To prepare the batter, combine 2 egg yolks, 2 whole eggs, 1 tablespoon of sugar, and 1 tablespoon of flour in a separate bowl, whisking thoroughly. Mix in the room-temperature chocolate mixture, then evenly distribute the batter into the prepared ramekins. Bake the mini-cakes in a 400°F oven for 8 minutes, ensuring the centers remain soft and gooey. To serve, invert the ramekins onto a plate. Enjoy them with ice cream, fresh fruit, or simply eat them straight from the ramekin with a spoon.
This dish is perfect for impressing guests.

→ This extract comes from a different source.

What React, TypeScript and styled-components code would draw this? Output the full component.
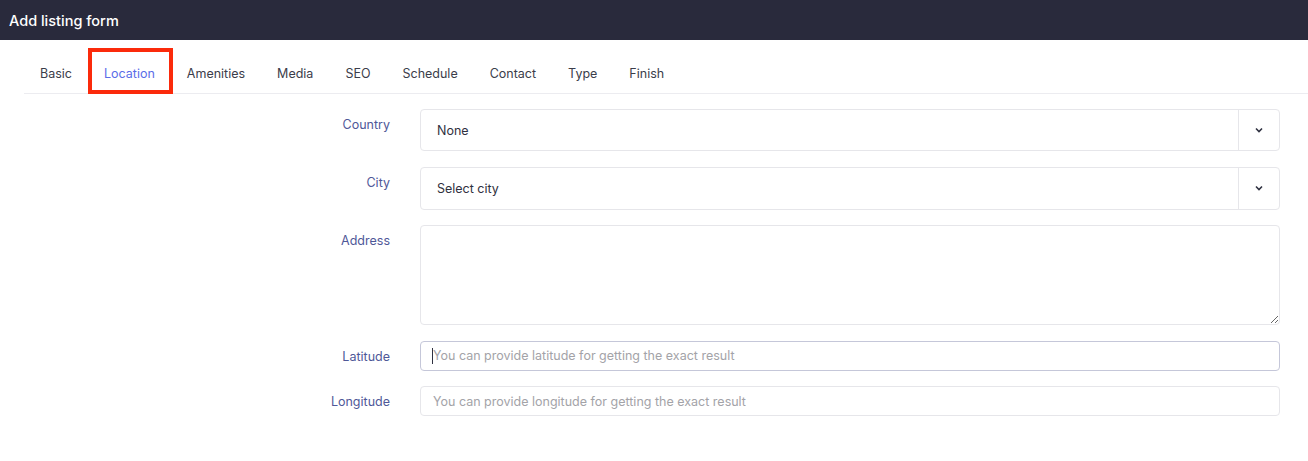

Beyond their striking appearance, molten chocolate cakes are convenient to prepare in advance. “You can make them ahead, freeze them, and when guests arrive, just bake them straight from the freezer,” Sitrin explains. “I always keep these at home [...] so I’m ready with a dessert whenever unexpected visitors drop by.”
Even if you don’t frequently entertain, having these individual cakes on hand is a lifesaver for sudden chocolate cravings.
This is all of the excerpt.